In an interview with USA Today’s Tom Pelissero, Matthews said his second surgery, which occurred on Dec. 24, was complicated because the re-injury of the thumb – initially broken on Oct. 6 against Detroit and re-broken on Dec. 22 against Pittsburgh – was unusual.
“It wasn't like a typical break. We had to treat it more like a soft tissue injury — like an ACL or something — because it required manipulating the tendon and drilling holes in bones and this and that,” said Matthews, adding that he underwent rigorous physical therapy three times a week following that second surgery. “I asked my team doctor, 'When's the last time you've seen this injury in the NFL?' (He) couldn't name one.
“That's why when you deal with (people saying), 'Brett Favre played with a broken thumb.' My thumb was out here! There's no way he could even grip a ball! I have a good picture I can show anyone of my hand after surgery. It honestly looks like I got a shark attack.”
Matthews told Pelissero that underwent a “closed-pin reduction” after the thumb was fractured and dislocated the first time, then had a “tendon transfer” surgery the second time. Matthews said the second surgery was to make the thumb “tighter.”
“We took part of the tendon, turned it around, drilled some holes and they almost tied a knot through. It's stronger than (the left one). Now it's super tight,” Matthews said. “It's just very stiff. I'm only two months out, but I've been working out. It's definitely made a lot of progress. I don't know what the percentages are, but I think I'm at about 75, 80% of where it needs to be.
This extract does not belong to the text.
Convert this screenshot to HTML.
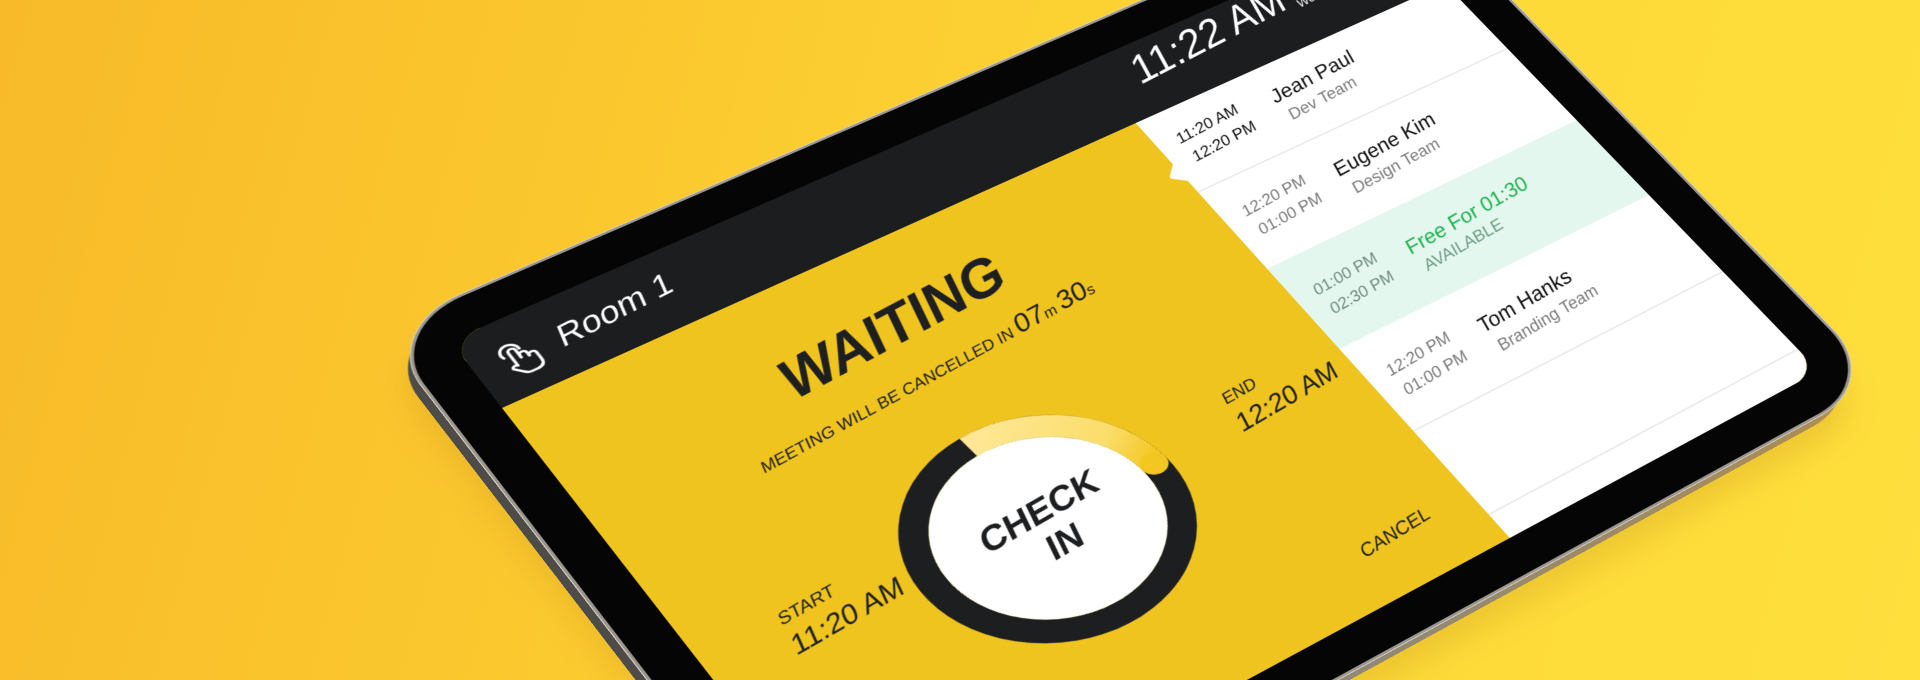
<!DOCTYPE html>
<html><head><meta charset="utf-8">
<style>
html,body{margin:0;padding:0;width:1920px;height:680px;overflow:hidden}
#root{position:relative;width:1920px;height:680px;overflow:hidden;
background:linear-gradient(105deg,#F8BA29 0%,#FBCA2F 35%,#FDD836 65%,#FEDF3C 100%);}
.plane{position:absolute;left:0;top:0;width:0;height:0;transform-origin:0 0;
transform:matrix3d(0.97653,-0.36129,0,0.00012273, 0.44315,0.59139,0,-0.0000879, 0,0,1,0, 502,408,0,1);}
.thick{transform:translate(-6px,13px) matrix3d(0.97653,-0.36129,0,0.00012273, 0.44315,0.59139,0,-0.0000879, 0,0,1,0, 502,408,0,1);}
.shadow{transform:translate(-2px,30px) matrix3d(0.97653,-0.36129,0,0.00012273, 0.44315,0.59139,0,-0.0000879, 0,0,1,0, 502,408,0,1);}
.box{position:absolute;left:-48px;top:-156px;width:1276px;height:914px;border-radius:86px;}
.screen{position:absolute;left:0;top:-108px;width:1180px;height:818px;border-radius:34px;overflow:hidden;}
text{font-family:"Liberation Sans","DejaVu Sans",sans-serif;transform:rotate(-4deg) skewX(-16deg) scaleY(1.08);transform-box:fill-box;transform-origin:50% 80%}
</style></head><body>
<div id="root">
<div class="plane shadow"><div class="box" style="background:rgba(150,90,0,0.16);filter:blur(18px)"></div></div>
<div class="plane thick"><div class="box" style="background:linear-gradient(90deg,#4d4b47 0%,#8a8780 35%,#9c8a66 70%,#b08e50 100%);"></div></div>
<div class="plane"><div class="box" style="background:#050505;box-shadow:0 0 0 3px #9a968e, 0 0 0 4px #d8d2c2;"></div>
<div class="screen">
<svg width="1180" height="818" viewBox="0 0 1180 818" xmlns="http://www.w3.org/2000/svg">
<defs>
<linearGradient id="arc" x1="0" y1="0" x2="1" y2="1">
<stop offset="0" stop-color="#FFE796"/><stop offset="0.7" stop-color="#FBDD6A"/><stop offset="1" stop-color="#F3C620"/>
</linearGradient>
</defs>
<rect width="1180" height="818" fill="#EFC41E"/>
<rect width="1180" height="108" fill="#1B1D1F"/>
<rect x="757" y="108" width="423" height="710" fill="#ffffff"/>
<rect x="757" y="367" width="423" height="138" fill="#E3F7EE"/>
<g stroke="#e9e9e9" stroke-width="2">
<line x1="757" y1="232" x2="1180" y2="232"/>
<line x1="757" y1="643" x2="1180" y2="643"/>
<line x1="757" y1="780" x2="1180" y2="780"/>
</g>
<path d="M759 180 L744 196 Q742 199 745 201 L759 214 Z" fill="#ffffff"/>

<g fill="none" stroke="#ffffff" stroke-width="3.2" stroke-linecap="round" stroke-linejoin="round">
<path d="M33 50 a10 10 0 1 1 19 -4"/>
<path d="M40 66 L40 46 a4 4 0 0 1 8 0 L48 58 L48 55 a4 4 0 0 1 8 0 L56 60 a4 4 0 0 1 8 0 L64 70 Q64 80 54 80 L48 80 Q44 80 41 76 L34 68 a3.5 3.5 0 0 1 6 -2"/>
</g>
<text x="88" y="64" font-size="38" fill="#ffffff">Room 1</text>
<text x="793" y="54" font-size="54" fill="#ffffff" textLength="210" lengthAdjust="spacingAndGlyphs">11:22 AM</text>
<text x="1014" y="28" font-size="16" fill="#ffffff">2023.06.14</text>
<text x="1014" y="50" font-size="16" fill="#ffffff">Wednesday</text>

<text x="378" y="248" font-size="68" font-weight="bold" text-anchor="middle" fill="#1E1F20" textLength="270" lengthAdjust="spacingAndGlyphs">WAITING</text>
<text x="378" y="311" font-size="19" text-anchor="middle" fill="#1E1F20">MEETING WILL BE CANCELLED IN <tspan font-size="32">07</tspan><tspan font-size="18">m </tspan><tspan font-size="32">30</tspan><tspan font-size="18">s</tspan></text>

<circle cx="371" cy="542" r="135" fill="none" stroke="#1C1E20" stroke-width="30"/>
<path d="M359.2 407.5 A135 135 0 0 1 505.5 530.2" fill="none" stroke="url(#arc)" stroke-width="30"/>
<circle cx="505.5" cy="530.2" r="15" fill="#F3C620"/>
<circle cx="371" cy="542" r="120" fill="#ffffff"/>
<text x="371" y="534" font-size="40" font-weight="bold" text-anchor="middle" fill="#1C1E20">CHECK</text>
<text x="371" y="582" font-size="40" font-weight="bold" text-anchor="middle" fill="#1C1E20">IN</text>

<text x="87" y="502" font-size="20" fill="#1E1F20">START</text>
<text x="80" y="540" font-size="31" fill="#1E1F20">11:20 AM</text>
<text x="612" y="503" font-size="20" fill="#1E1F20">END</text>
<text x="605" y="541" font-size="31" fill="#1E1F20">12:20 AM</text>
<text x="615" y="753" font-size="22" fill="#1E1F20">CANCEL</text>

<text x="780" y="158" font-size="20" fill="#111">11:20 AM</text>
<text x="780" y="190" font-size="20" fill="#111">12:20 PM</text>
<text x="904" y="161" font-size="26" fill="#111">Jean Paul</text>
<text x="906" y="193" font-size="21" fill="#7a7a7a">Dev Team</text>

<text x="780" y="288" font-size="20" fill="#777">12:20 PM</text>
<text x="780" y="320" font-size="20" fill="#777">01:00 PM</text>
<text x="900" y="291" font-size="26" fill="#111">Eugene Kim</text>
<text x="902" y="323" font-size="21" fill="#7a7a7a">Design Team</text>

<text x="780" y="426" font-size="20" fill="#6f8a7e">01:00 PM</text>
<text x="780" y="458" font-size="20" fill="#6f8a7e">02:30 PM</text>
<text x="900" y="429" font-size="26" fill="#1DB34E">Free For 01:30</text>
<text x="902" y="461" font-size="21" fill="#6f9a84">AVAILABLE</text>

<text x="780" y="564" font-size="20" fill="#777">12:20 PM</text>
<text x="780" y="596" font-size="20" fill="#777">01:00 PM</text>
<text x="900" y="567" font-size="26" fill="#111">Tom Hanks</text>
<text x="902" y="599" font-size="21" fill="#7a7a7a">Branding Team</text>
</svg>
</div></div>
</div>
</body></html>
“By the time the season rolls around, it'll be fine. I'm optimistic about it. I mean, I've never heard of a career-ending thumb injury, but no one had heard of a Bennett's fracture when I had done that.”
Asked if the team’s medical staff had warned him not to come back from the initial break, Matthews said no. And while the physical pain of the reinjury was bad, that was only half of it for Matthews.
“Emotionally more than anything, just knowing that the season was over for me,” he said. “I'd have to have surgery again, which was very difficult in my dominant hand — showering, eating food, dressing, even traveling with the team, taking your clothes off, buttoning up your pants. It was just a pain. But it's getting better. I can work out and do everything I can with very little limitation.”
Asked what he expects his timeline to be for full medical clearance, Matthews said he doesn’t expect to do much at the upcoming organized team activity practices next month.
“I can't imagine I'll be too heavily involved with some of the stuff,” Matthews said. “I'm sure I can do stuff here and there. But yeah, we risked it once, and unfortunately, it didn't pay off.”